During our dinner visit to Capitol Grille, our party gathered in the cozy bar adjacent to the dining room. From the bar, we peeked into the elegant restaurant, thickly carpeted in a tiny red-and-black check print. Upholstered chairs circle the round tables spaced throughout the room, with its high, arched ceiling. Banquettes line some of the walls and room dividers. The pillows, covered in a nubby fabric, are really too fat to fit comfortably behind one’s back, but they make nifty dividers between you and the diner next door.

Young chef Guillermo Thomas—fondly referred to as “Willie” by the staff—comes to us from Cape Cod, although he has also spent some time in Vail, Colo. His menu, which he worked on for seven months, suggests a multi-cultural frame of reference and a particular affinity for unusual combinations. You will need plenty of time to peruse the choices, but you won’t mind at all once the bread basket has arrived. Still steaming when it reached us, it offered several varieties of breads and rolls, including a delicately herbed focaccia and what we guessed to be crisp Indian pappadam. The breads are accompanied by small dishes of spicy split peas, mashed with olive oil.

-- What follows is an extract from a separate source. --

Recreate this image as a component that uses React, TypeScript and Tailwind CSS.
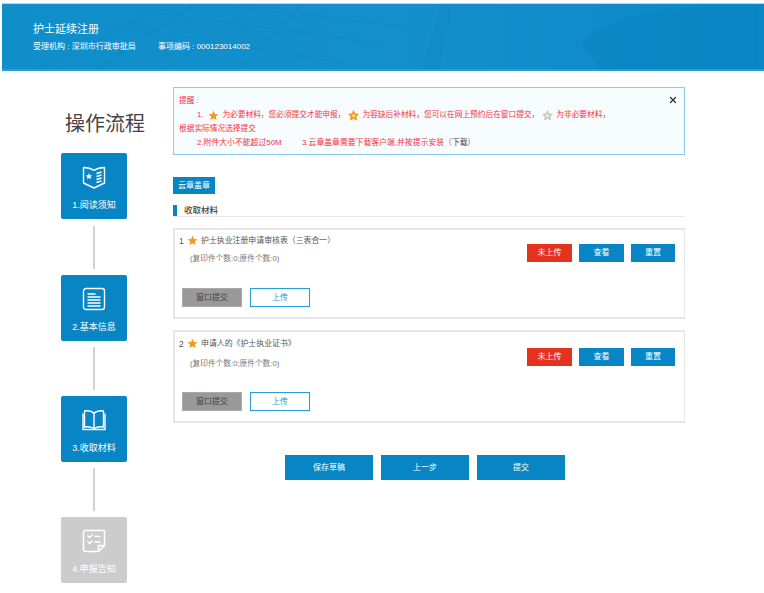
import React from 'react';
import { X } from 'lucide-react';

const FONT = "font-['Liberation_Sans','Noto_Sans_CJK_SC',sans-serif]";

const Star = ({ color = '#f29a1f', className = 'w-[11px] h-[11px]' }: { color?: string; className?: string }) => (
  <svg viewBox="0 0 24 24" className={`inline-block shrink-0 ${className}`}>
    <path fill={color} d="M12 1.5l3.2 7 7.6.8-5.7 5.1 1.6 7.6L12 18.1 5.3 22l1.6-7.6L1.2 9.3l7.6-.8z" />
  </svg>
);

const FlowerStar = ({ color = '#f29a1f' }: { color?: string }) => (
  <svg viewBox="0 0 24 24" className="inline-block shrink-0 w-[11px] h-[11px]">
    <path fill={color} d="M12 1.5l3.2 7 7.6.8-5.7 5.1 1.6 7.6L12 18.1 5.3 22l1.6-7.6L1.2 9.3l7.6-.8z" stroke={color} strokeWidth="2" strokeLinejoin="round" />
    <circle cx="12" cy="12.5" r="2.8" fill="#f7fcff" />
  </svg>
);

const BookmarkIcon = () => (
  <svg viewBox="0 0 24 24" className="w-6 h-6" fill="none" stroke="#fff" strokeWidth="1.4">
    <path d="M1.5 2.5c3.5 0 7.5.8 10.5 2.8 3-2 7-2.8 10.5-2.8v15.5L12 23 1.5 18z" strokeLinejoin="round" />
    <path d="M14.5 8.5l5-1.5M14.5 11.5l5-1.5M14.5 14.5l5-1.5M14.5 17.5l5-1.5" />
    <path fill="#fff" stroke="none" d="M7 8l1 2.2 2.300.2-1.800 1.500.600 2.300L7 13l-2.100 1.200.600-2.300-1.800-1.500 2.300-.2z" />
  </svg>
);

const DocIcon = () => (
  <svg viewBox="0 0 24 24" className="w-6 h-6" fill="none" stroke="#fff">
    <rect x="1.500" y="1.500" width="21" height="21" rx="2.500" strokeWidth="1.400" />
    <path strokeWidth="1.600" d="M5.500 7h8M5.500 10h13M5.500 13h13M5.500 16h13M5.500 19h13" />
  </svg>
);

const BookIcon = () => (
  <svg viewBox="0 0 24 24" className="w-6 h-6" fill="none" stroke="#fff" strokeWidth="1.400">
    <path d="M12 5.500C9.500 3 6 2.500 2.500 3v16c3.500-.5 7 0 9.500 1.500 2.500-1.500 6-2 9.500-1.500V3C18 2.500 14.500 3 12 5.500zM12 5.500v15" strokeLinejoin="round" />
    <path d="M1 5.500v16h22v-16" />
  </svg>
);

const CheckListIcon = () => (
  <svg viewBox="0 0 24 24" className="w-6 h-6" fill="none" stroke="#fff" strokeWidth="1.500">
    <path d="M3.500 1.500h19v15l-6 6h-13a2 2 0 0 1-2-2v-17a2 2 0 0 1 2-2z" strokeLinejoin="round" />
    <path d="M16.500 22.500v-6h6" />
    <path d="M5.500 6.500l2 2 3-3M5.500 12.500l2 2 3-3M12.500 7.500h6M12.500 13h6" />
  </svg>
);

const STEPS = [
  { label: '1.阅读须知', icon: <BookmarkIcon />, on: true, gap: 'h-[56px]' },
  { label: '2.基本信息', icon: <DocIcon />, on: true, gap: 'h-[55px]' },
  { label: '3.收取材料', icon: <BookIcon />, on: true, gap: 'h-[55px]' },
  { label: '4.申报告知', icon: <CheckListIcon />, on: false, gap: '' },
];

type CardProps = { no: number; title: string; height: string; titleTop: string; copyTop: string; btnTop: string };

const Card = ({ no, title, height, titleTop, copyTop, btnTop }: CardProps) => (
  <div className={`${height} border-2 border-r border-[#e6e6e6] bg-white flex justify-between pl-[4px] pr-[9px]`}>
    <div className="flex flex-col">
      <div className={`flex items-center ${titleTop} text-[7.9px] leading-[12px] text-[#555]`}>
        <span className="w-[8px] text-[8.5px]">{no}</span>
        <Star className="w-[11px] h-[11px] mr-[3px] -mt-[1px]" />
        <span>{title}</span>
      </div>
      <div className={`${copyTop} ml-[11px] text-[7.7px] leading-[12px] text-[#777]`}>(复印件个数:0;原件个数:0)</div>
      <div className="mt-auto mb-[10px] ml-[3px] flex gap-[8px] text-[8px]">
        <div className="w-[60px] h-[19px] bg-[#999999] border border-[#aaa] text-[#444] flex items-center justify-center">窗口提交</div>
        <div className="w-[60px] h-[19px] bg-white border border-[#2a9ad6] text-[#2a8cc4] flex items-center justify-center">上传</div>
      </div>
    </div>
    <div className={`flex gap-[7px] ${btnTop} text-white text-[8px]`}>
      <div className="w-[45px] h-[18px] bg-[#e5321f] flex items-center justify-center">未上传</div>
      <div className="w-[45px] h-[18px] bg-[#0785c4] flex items-center justify-center">查看</div>
      <div className="w-[44px] h-[18px] bg-[#0785c4] flex items-center justify-center">重置</div>
    </div>
  </div>
);

export default function App() {
  return (
    <div className={`w-[764px] h-[593px] overflow-hidden bg-white ${FONT}`}>
      {/* Header */}
      <div className="ml-[2px] mt-[3px] h-[68px] border-t border-[#d0d0d0] border-b-2 border-b-[#2f9ad2] bg-gradient-to-r from-[#0f8eca] via-[#1490cc] to-[#0a88c6] relative overflow-hidden">
        <svg viewBox="0 0 762 66" className="absolute inset-0 w-full h-full">
          <g fill="none" stroke="#0a7fb8" strokeOpacity="0.14" strokeWidth="2">
            <path d="M30 66L150 8M90 66L190 0M160 66L250 4M235 66L300 0" />
            <path d="M100 20L340 60M130 6L380 40M200 0L400 22" />
          </g>
          <path d="M420 66L440 0h12L438 66z" fill="#0a7fb8" fillOpacity="0.15" />
          <path d="M585 45c-6-8 25-28 55-34 30-6 60-10 122-8v63H600c-4-10-6-16-15-21z" fill="#0881bf" fillOpacity="0.4" />
        </svg>
        <div className="relative pl-[31px] pt-[17px] text-white">
          <div className="text-[11px] leading-[16px]">护士延续注册</div>
          <div className="mt-[4px] flex text-[8px] leading-[12px]">
            <span className="w-[125px]">受理机构 : 深圳市行政审批局</span>
            <span>事项编码 : 000123014002</span>
          </div>
        </div>
      </div>

      <div className="flex">
        {/* Flow steps */}
        <div className="w-[173px] pl-[61px] shrink-0">
          <div className="mt-[40px] h-[32px] w-[90px] ml-[4px] text-[20px] leading-[26px] text-[#444] whitespace-nowrap">操作流程</div>
          <div className="mt-[10px] flex flex-col w-[66px]">
            {STEPS.map((s, i) => (
              <React.Fragment key={s.label}>
                <div className={`h-[66px] rounded-[2px] flex flex-col items-center pt-[12px] text-white text-[9px] ${s.on ? 'bg-[#0785c4]' : 'bg-[#cccccc]'}`}>
                  {s.icon}
                  <div className="mt-[10px] leading-[12px]">{s.label}</div>
                </div>
                {i < 3 && (
                  <div className={`${s.gap} flex items-center justify-center`}>
                    <div className="w-[2px] h-[43px] bg-[#d2d2d2]" />
                  </div>
                )}
              </React.Fragment>
            ))}
          </div>
        </div>

        {/* Main */}
        <div className="w-[512px] pt-[16px]">
          <div className="relative h-[68px] border border-[#8ccbf0] bg-[#f7fcff] pl-[5px] pt-[6px] text-[7.7px] leading-[14px] text-[#f5333f]">
            <X className="absolute right-[6px] top-[7px] w-[10px] h-[10px] text-[#333]" strokeWidth={3} />
            <div>提醒 :</div>
            <div className="pl-[18px] flex items-center gap-[3px]">
              <span className="mr-[2px]">1.</span>
              <Star />
              <span>为必要材料，您必须提交才能申报，</span>
              <FlowerStar />
              <span>为容缺后补材料，您可以在网上预约后在窗口提交，</span>
              <FlowerStar color="#c9c9c9" />
              <span>为非必要材料，</span>
            </div>
            <div>根据实际情况选择提交</div>
            <div className="pl-[18px] flex text-[7.85px]">
              <span className="w-[105px]">2.附件大小不能超过50M</span>
              <span>3.云章盖章需要下载客户端,并按提示安装（<span className="text-[#444]">下载</span>）</span>
            </div>
          </div>

          <div className="mt-[22px] w-[42px] h-[17px] bg-[#0785c4] text-white text-[8px] flex items-center justify-center">云章盖章</div>

          <div className="mt-[11px] h-[12px] border-b border-[#e6e6e6] flex">
            <div className="w-[4px] h-[11px] bg-[#0785c4]" />
            <div className="ml-[7px] text-[8.5px] leading-[11px] font-medium text-[#444]">收取材料</div>
          </div>

          <div className="mt-[11px] flex flex-col gap-[11px]">
            <Card no={1} title="护士执业注册申请审核表（三表合一）" height="h-[91px]" titleTop="mt-[5px]" copyTop="mt-[6px]" btnTop="mt-[14px]" />
            <Card no={2} title="申请人的《护士执业证书》" height="h-[93px]" titleTop="mt-[6px]" copyTop="mt-[8px]" btnTop="mt-[16px]" />
          </div>

          <div className="mt-[32px] ml-[112px] flex gap-[8px] text-white text-[8px]">
            <div className="w-[88px] h-[25px] bg-[#0785c4] flex items-center justify-center">保存草稿</div>
            <div className="w-[88px] h-[25px] bg-[#0785c4] flex items-center justify-center">上一步</div>
            <div className="w-[88px] h-[25px] bg-[#0785c4] flex items-center justify-center">提交</div>
          </div>
        </div>
      </div>
    </div>
  );
}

You might, as one of our party did, choose the Winemaker’s Dinner, which includes an appetizer, a salad, an entrée and a dessert, accompanied by appropriate wines for each course. Courses change weekly.

Otherwise, you can select a soup—the thick cream soup of roasted onions gets high marks—a salad and/or an appetizer. Three of the four salads were fantastic and of such huge proportions any of them could easily have passed for dinner. We particularly liked the mesclun greens with fried green tomatoes, feta and wild boar bacon—sort of a BLT and cheese without the bread—and the sliced peppered pears with greens, spicy pecans and gorgonzola in a sun-dried cranberry vinaigrette. A cacophony of flavors that rattled most delightfully on the tongue.

From the appetizer selection, the portobello mushroom Napoleon with spinach, grilled onions, pancetta and goat cheese in a veal jus turned out to be a hearty treat. The tower of smoked salmon, potato pancake, watercress salad and crispy red onions was delightful to the eye and divine to the taste. I ate every single bite of my panfried softshell crawfish, served on a medallion of eggplant surrounded by a handful of sweet honey-roasted nuts in a pool of light lemon-butter sauce. We loved the smoked-corn salsa and roasted hazelnuts in lime-butter sauce that accompanied the crabcakes, less so the crabcakes themselves, which were just too fishy.

Eleven entrées are offered, including three fish choices, two steaks, a pork chop, a couple of pastas, chicken and even duck. We tried six—including the quail on the Winemaker’s Dinner menu—and that’s where things just went to hell in a handbasket.

The problem was not in the kitchen, mind you, and it had nothing to do with our excellent server. (I applaud the Capitol Grille for hiring women as servers, which is not the usual practice in some upscale restaurants. If the idea makes you nervous, rest assured that they wear slacks and neckties.) No, the confusion was our own fault. Normally, on our dining excursions, everyone in our party passes his plate so that all of us—and especially me—can sample everything. Well, once the dinner plates landed, this civilized bunch stood guard like a pack of pit bulls. It was all I could do to wrestle a teensy bite of steak (very tasty) and quail (ditto). Laura Lee was much more generous with her grilled duck breast, and May sent over a big forkful of her Vegetarian Purse stuffed with wild mushrooms, leeks, asparagus, barley, wheatberries and tofu—what more could a veggie ask for?

But I didn’t get a bit of the grilled salmon with black-eyed peas, leeks, tomatoes, orzo and potato strands in warm shiitake mushroom vinaigrette. Not a morsel of the sautéed red snapper with garlic mashed potatoes, fresh spinach and crispy onion rings in a red wine butter sauce.

Since everyone else ordered the exotica, I was left with the grilled chicken breast, although this one, served with a slab of great crispy corn polenta, was a substantial dish, especially with the addition of a stout wild mushroom ragout.

We sampled several desserts, each one more impressive than the next, even though the much-touted bread pudding scored the lowest on our satisfaction scale.

I returned for lunch a few days later because I had been told that the Capitol Grille has emerged as THE place for the power crowd to dine midday. The lunch menu offers plenty to sink your teeth into, including a half-pound burger of certified Angus ground beef, smoked chicken and black bean quesadillas, wood-grilled pizza, a peppered sliced Angus steak sandwich, a sourdough club, the red snapper from the dinner menu, and several pastas. The applewood smoked pork sandwich with melted pepper jack cheese was tasty. I know I would have to enter a 12-step program to give up the divinely addictive sweet potato fries, so after two or three I had to push the plate away.

Capitol Grille lunch has become so popular amongst the downtown business crowd that reservations are recommended. Dinner wasn’t quite so busy on the Wednesday night we visited, but I’d bet that once TPAC’s fall season gets under way and the legislators and lobbyists are back in town, the Grille will soon be putting up a no vacancy sign.

Two or maybe three generations ago, hotel dining rooms—among them The Hermitage—were the most reliable places to go for superb food, white-glove service and a memorable occasion. It is comforting that in its most successful renovation, the Hermitage has revived that standard.